I found I got insomnia a lot when I first went onto antidepressants. So, I made the most of it. I would sit for hours in the early hours of the morning writing my dissertation and, man, it felt great if I ended up sleeping in because I had been productive.

My uni also recognised I wasn’t in a great state and being so open with them really sped-up the process of getting help. I got a support summary, which basically gives me extensions on deadlines. I didn’t want to use them, but they were my safety net. I knew that if I did get stressed and wasn’t coping and got ill, I could take a few days to get better and crack on. Having this really helped. In the end, I didn’t use any extensions.

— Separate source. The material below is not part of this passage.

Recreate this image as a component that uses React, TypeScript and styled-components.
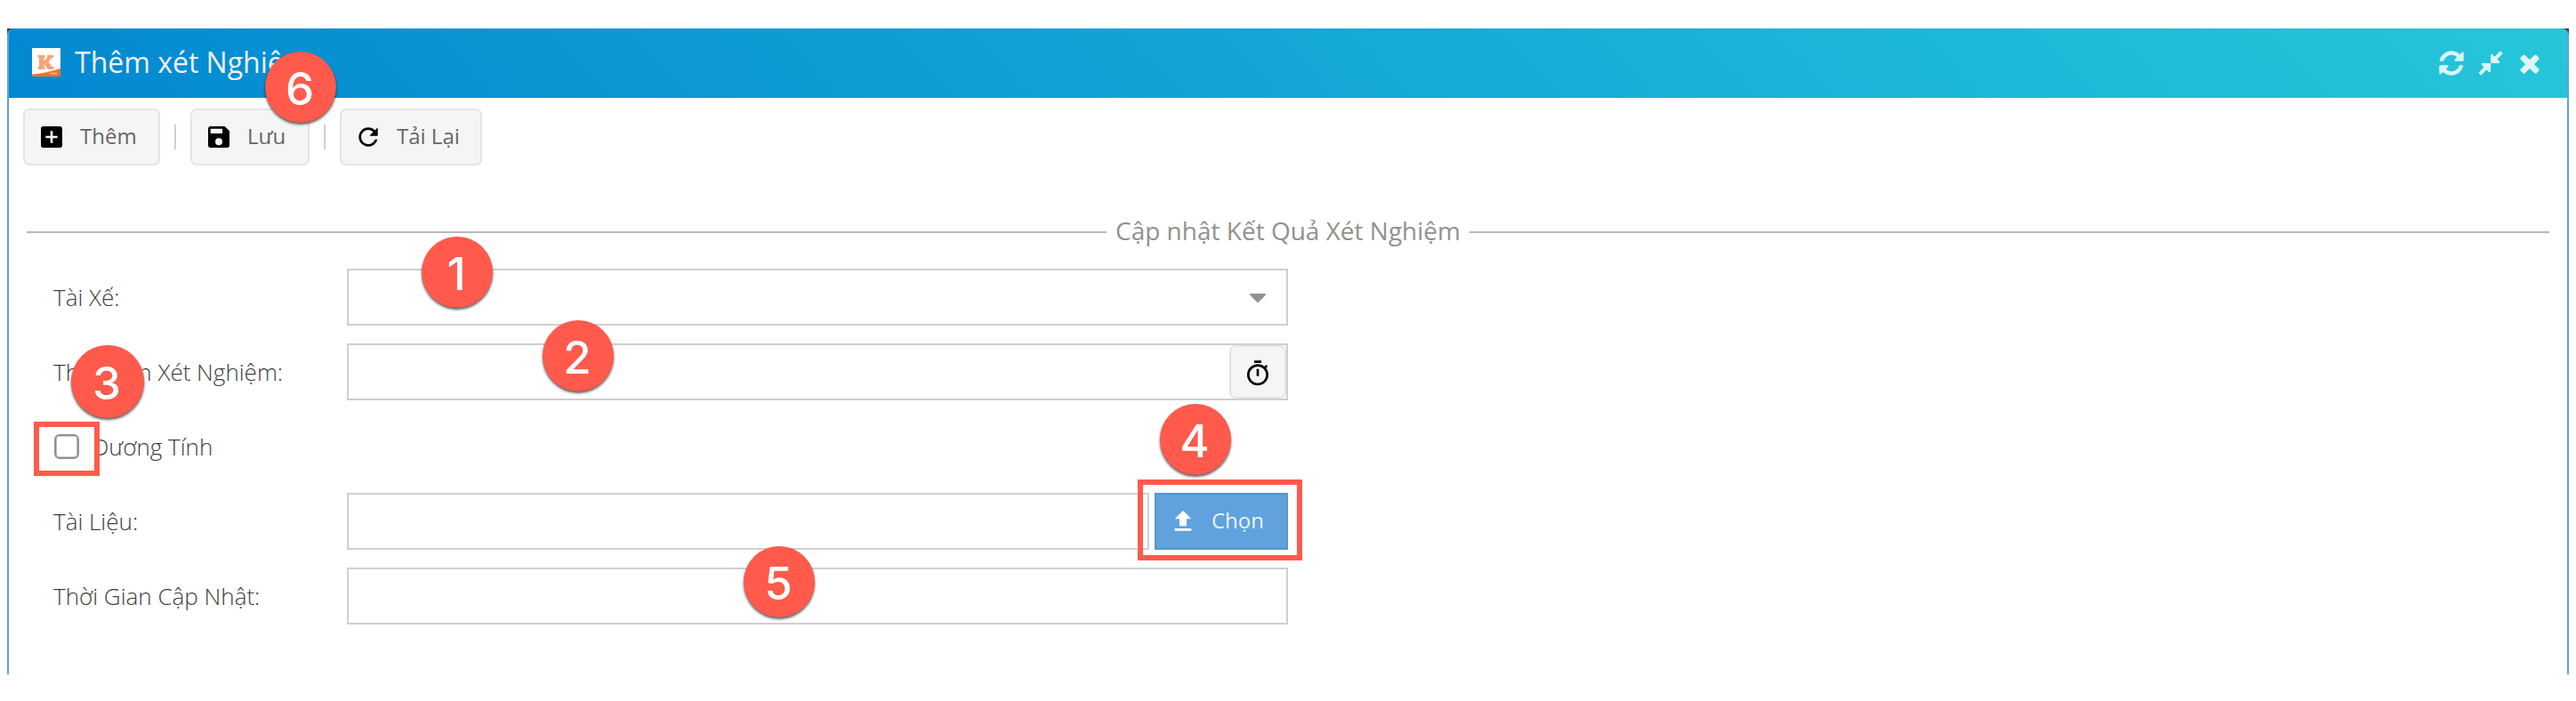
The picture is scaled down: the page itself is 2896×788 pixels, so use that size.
import React from 'react';
import styled, { createGlobalStyle } from 'styled-components';

const GlobalStyle = createGlobalStyle`
  * { box-sizing: border-box; }
  body {
    margin: 0;
    background: #fff;
    font-family: 'Open Sans', 'Noto Sans', sans-serif;
  }
`;

const Page = styled.div`
  position: relative;
  width: 2896px;
  height: 788px;
  padding: 32px 8px 30px;
  overflow: hidden;
`;

const Window = styled.section`
  height: 726px;
  display: flex;
  flex-direction: column;
  background: linear-gradient(#33454f, #33454f) top / 100% 10px no-repeat;
`;

const Header = styled.header`
  height: 78px;
  flex: none;
  display: flex;
  align-items: center;
  padding: 0 26px 2px;
  border: solid #5fa2dd;
  border-width: 0 2px;
  border-radius: 8px 8px 0 0;
  background: linear-gradient(45deg, #0288d1 0%, #26c6da 100%);
`;

const Title = styled.h1`
  flex: 1;
  margin: 0 0 0 16px;
  font-size: 32px;
  line-height: 44px;
  font-weight: 400;
  color: #f0f0f0;
  white-space: nowrap;
`;

const Tools = styled.div`
  display: flex;
  gap: 12px;
  padding-top: 1px;
  color: rgba(255, 255, 255, 0.84);
`;

const Content = styled.div`
  flex: 1;
  padding: 12px 20px 0 16px;
  border: solid #5fa2dd;
  border-width: 0 2px;
  background: #fff;
`;

const Toolbar = styled.div`
  display: flex;
  align-items: center;
  height: 64px;
`;

const ToolButton = styled.button<{ $width: number }>`
  width: ${(p) => p.$width}px;
  height: 64px;
  display: flex;
  align-items: center;
  gap: 16px;
  padding: 0 0 0 14px;
  border: 2px solid #e4e4e4;
  border-radius: 7px;
  background: #f5f5f5;
  color: #000;
  font-family: inherit;
`;

const ButtonText = styled.span<{ $color?: string }>`
  padding-bottom: 2px;
  font-size: 24px;
  line-height: 32px;
  font-weight: 400;
  color: ${(p) => p.$color ?? '#666'};
  white-space: nowrap;
`;

const Separator = styled.span`
  width: 2px;
  height: 28px;
  margin: 0 16px;
  background: #cfcfcf;
`;

const Legend = styled.div`
  display: flex;
  align-items: center;
  gap: 10px;
  height: 38px;
  margin: 56px 0 0 4px;
  font-size: 28px;
  line-height: 38px;
  color: #919191;
  white-space: nowrap;

  span {
    padding-bottom: 4px;
  }

  &::before,
  &::after {
    content: '';
    flex: 1;
    height: 2px;
    background: #b9b9b9;
  }
`;

const Form = styled.div`
  display: flex;
  flex-direction: column;
  gap: 20px;
  width: 1388px;
  margin: 22px 0 0 34px;
`;

const Row = styled.div`
  display: flex;
  align-items: center;
  height: 64px;
`;

const Label = styled.label`
  width: 330px;
  flex: none;
  font-size: 26px;
  line-height: 36px;
  font-weight: 300;
  color: #404040;
  white-space: nowrap;
`;

const Field = styled.div`
  flex: 1;
  height: 64px;
  display: flex;
  align-items: center;
  justify-content: flex-end;
  border: 2px solid #cfcfcf;
  background: #fff;
`;

const Trigger = styled.span`
  width: 64px;
  display: flex;
  justify-content: center;
  padding-top: 2px;
  color: #919191;
`;

const TimeButton = styled.button`
  width: 64px;
  height: 60px;
  display: flex;
  align-items: center;
  justify-content: center;
  padding: 4px 0 0;
  border: 2px solid #e4e4e4;
  border-radius: 7px;
  background: #f5f5f5;
  color: #000;
`;

const ChooseButton = styled.button`
  width: 150px;
  height: 64px;
  margin-left: 6px;
  display: flex;
  align-items: center;
  gap: 16px;
  padding: 0 0 0 14px;
  border: 2px solid #5795cb;
  background: #5fa2dd;
  color: #fff;
  font-family: inherit;
`;

const Checkbox = styled.span`
  width: 28px;
  height: 28px;
  margin: 0 15px 0 1px;
  border: 2px solid #919191;
  border-radius: 6px;
  box-shadow: inset 0 0 0 0.6px #919191;
`;

const Badge = styled.div<{ $x: number; $y: number; $size?: number }>`
  position: absolute;
  left: ${(p) => p.$x}px;
  top: ${(p) => p.$y}px;
  width: ${(p) => p.$size ?? 80}px;
  height: ${(p) => p.$size ?? 80}px;
  display: flex;
  align-items: center;
  justify-content: center;
  padding: 3px 2px 0 0;
  border-radius: 50%;
  background: #ff5a4c;
  box-shadow: 0 2px 3px rgba(0, 0, 0, 0.65);
  color: #fff;
  font: 500 51px/60px Inter, 'Liberation Sans', sans-serif;
`;

const Highlight = styled.div<{ $x: number; $y: number; $w: number; $h: number }>`
  position: absolute;
  left: ${(p) => p.$x}px;
  top: ${(p) => p.$y}px;
  width: ${(p) => p.$w}px;
  height: ${(p) => p.$h}px;
  border: 6px solid #ff5a4c;
`;

const Glyph = styled.svg`
  display: block;
  flex: none;
  width: 32px;
  height: 32px;
  fill: currentColor;
`;

const icons = {
  plus: 'M17,13H13V17H11V13H7V11H11V7H13V11H17M19,3H5C3.89,3 3,3.89 3,5V19A2,2 0 0,0 5,21H19A2,2 0 0,0 21,19V5C21,3.89 20.1,3 19,3Z',
  save: 'M15,9H5V5H15M12,19A3,3 0 0,1 9,16A3,3 0 0,1 12,13A3,3 0 0,1 15,16A3,3 0 0,1 12,19M17,3H5C3.89,3 3,3.9 3,5V19A2,2 0 0,0 5,21H19A2,2 0 0,0 21,19V7L17,3Z',
  reload:
    'M17.65,6.35C16.2,4.9 14.21,4 12,4A8,8 0 0,0 4,12A8,8 0 0,0 12,20C15.73,20 18.84,17.45 19.73,14H17.65C16.83,16.33 14.61,18 12,18A6,6 0 0,1 6,12A6,6 0 0,1 12,6C13.66,6 15.14,6.69 16.22,7.78L13,11H20V4L17.65,6.35Z',
  timer:
    'M12,20A7,7 0 0,1 5,13A7,7 0 0,1 12,6A7,7 0 0,1 19,13A7,7 0 0,1 12,20M19.03,7.39L20.45,5.97C20,5.46 19.55,5 19.04,4.56L17.62,6C16.07,4.74 14.12,4 12,4A9,9 0 0,0 3,13A9,9 0 0,0 12,22C17,22 21,17.97 21,13C21,10.88 20.26,8.93 19.03,7.39M11,14H13V8H11M15,1H9V3H15V1Z',
  upload: 'M9,16V10H5L12,3L19,10H15V16H9M5,20V18H19V20H5Z',
};

const toolIcons = {
  refresh:
    'M1639 1056q0 5-1 7-64 268-268 434.5t-478 166.5q-146 0-282.5-55t-243.5-157l-129 129q-19 19-45 19t-45-19-19-45v-448q0-26 19-45t45-19h448q26 0 45 19t19 45-19 45l-137 137q71 66 161 102t187 36q134 0 250-65t186-179q11-17 53-117 8-23 30-23h192q13 0 22.5 9.5t9.5 22.5zm25-800v448q0 26-19 45t-45 19h-448q-26 0-45-19t-19-45 19-45l138-138q-148-137-349-137-134 0-250 65t-186 179q-11 17-53 117-8 23-30 23h-199q-13 0-22.5-9.5t-9.5-22.5v-7q65-268 270-434.5t480-166.5q146 0 284 55.5t245 156.5l130-129q19-19 45-19t45 19 19 45z',
  compress:
    'M896 960v448q0 26-19 45t-45 19-45-19l-144-144-332 332q-10 10-23 10t-23-10l-114-114q-10-10-10-23t10-23l332-332-144-144q-19-19-19-45t19-45 45-19h448q26 0 45 19t19 45zm755-672q0 13-10 23l-332 332 144 144q19 19 19 45t-19 45-45 19h-448q-26 0-45-19t-19-45v-448q0-26 19-45t45-19 45 19l144 144 332-332q10-10 23-10t23 10l114 114q10 10 10 23z',
  close:
    'M1490 1322q0 40-28 68l-136 136q-28 28-68 28t-68-28l-294-294-294 294q-28 28-68 28t-68-28l-136-136q-28-28-28-68t28-68l294-294-294-294q-28-28-28-68t28-68l136-136q28-28 68-28t68 28l294 294 294-294q28-28 68-28t68 28l136 136q28 28 28 68t-28 68l-294 294 294 294q28 28 28 68z',
};

const Icon = ({ name }: { name: keyof typeof icons }) => (
  <Glyph viewBox="0 0 24 24">
    <path d={icons[name]} />
  </Glyph>
);

const ToolIcon = ({ name }: { name: keyof typeof toolIcons }) => (
  <Glyph viewBox="0 0 1792 1792">
    <path d={toolIcons[name]} />
  </Glyph>
);

const Logo = () => (
  <Glyph viewBox="0 0 32 32">
    <rect width="32" height="32" fill="#fff" />
    <path d="M0 32V29.5Q14 28.5 32 23V32Z" fill="#f0752f" />
    <path
      d="M6.5 8H14.5V11H13.5V14.5L17 11V8H24V11H22.5L18.5 15.5L22.5 21H24.5V24H18L13.5 18V21H14.5V24H6.5V21H8V11H6.5Z"
      fill="#f7a577"
    />
    <path d="M20.5 28.5H28" stroke="#f9b48c" strokeWidth="1.5" />
  </Glyph>
);

const badges = [
  { n: 1, x: 474, y: 266 },
  { n: 2, x: 610, y: 360 },
  { n: 3, x: 80, y: 388, size: 82 },
  { n: 4, x: 1304, y: 454 },
  { n: 5, x: 836, y: 614 },
  { n: 6, x: 298, y: 58 },
];

export default function App() {
  return (
    <Page>
      <GlobalStyle />
      <Window>
        <Header>
          <Logo />
          <Title>Thêm xét Nghiệm</Title>
          <Tools>
            <ToolIcon name="refresh" />
            <ToolIcon name="compress" />
            <ToolIcon name="close" />
          </Tools>
        </Header>
        <Content>
          <Toolbar>
            <ToolButton $width={154}>
              <Icon name="plus" />
              <ButtonText>Thêm</ButtonText>
            </ToolButton>
            <Separator />
            <ToolButton $width={134}>
              <Icon name="save" />
              <ButtonText>Lưu</ButtonText>
            </ToolButton>
            <Separator />
            <ToolButton $width={160}>
              <Icon name="reload" />
              <ButtonText>Tải Lại</ButtonText>
            </ToolButton>
          </Toolbar>
          <Legend>
            <span>Cập nhật Kết Quả Xét Nghiệm</span>
          </Legend>
          <Form>
            <Row>
              <Label>Tài Xế:</Label>
              <Field>
                <Trigger>
                  <svg width="18" height="10" viewBox="0 0 18 10" fill="currentColor">
                    <path d="M1 0H17Q18 0 18 1.5L10 9.5Q9 10.4 8 9.5L0 1.5Q0 0 1 0Z" />
                  </svg>
                </Trigger>
              </Field>
            </Row>
            <Row>
              <Label>Thời Gian Xét Nghiệm:</Label>
              <Field>
                <TimeButton>
                  <Icon name="timer" />
                </TimeButton>
              </Field>
            </Row>
            <Row>
              <Checkbox />
              <Label>Dương Tính</Label>
            </Row>
            <Row>
              <Label>Tài Liệu:</Label>
              <Field />
              <ChooseButton>
                <Icon name="upload" />
                <ButtonText $color="#f0f0f0">Chọn</ButtonText>
              </ChooseButton>
            </Row>
            <Row>
              <Label>Thời Gian Cập Nhật:</Label>
              <Field />
            </Row>
          </Form>
        </Content>
      </Window>
      <Highlight $x={38} $y={474} $w={74} $h={61} />
      <Highlight $x={1279} $y={539} $w={185} $h={91} />
      {badges.map((b) => (
        <Badge key={b.n} $x={b.x} $y={b.y} $size={b.size}>
          {b.n}
        </Badge>
      ))}
    </Page>
  );
}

Instead, I planned my time, found a way to work around the thoughts in my head, and learnt how to cope.

Exam stress and coursework stress are both real. And they both suck. But learning how to use them in a positive way, to motivate rather than tear you down, is super-important for a happy time at uni.

Now why did I talk about llamas? I found that having a hobby for my spare time, one that was simple and would take my mind off uni work, really helped. It’s not good to be working on projects all day and night and I’ve always struggled with getting the balance right. I worked nine-to-five (cue Dolly Parton) every day and then I crafted.

I found sewing and needle felting were great. It’s a cheap hobby, especially if you have a market nearby. Doing something with my hands would stop me from typing more and not stopping. Plus, it’s really nice to give people things you’ve made. For example, my felted llamas. I gave these to my best mates, and they have since requested matching scarves for them, but you get the picture.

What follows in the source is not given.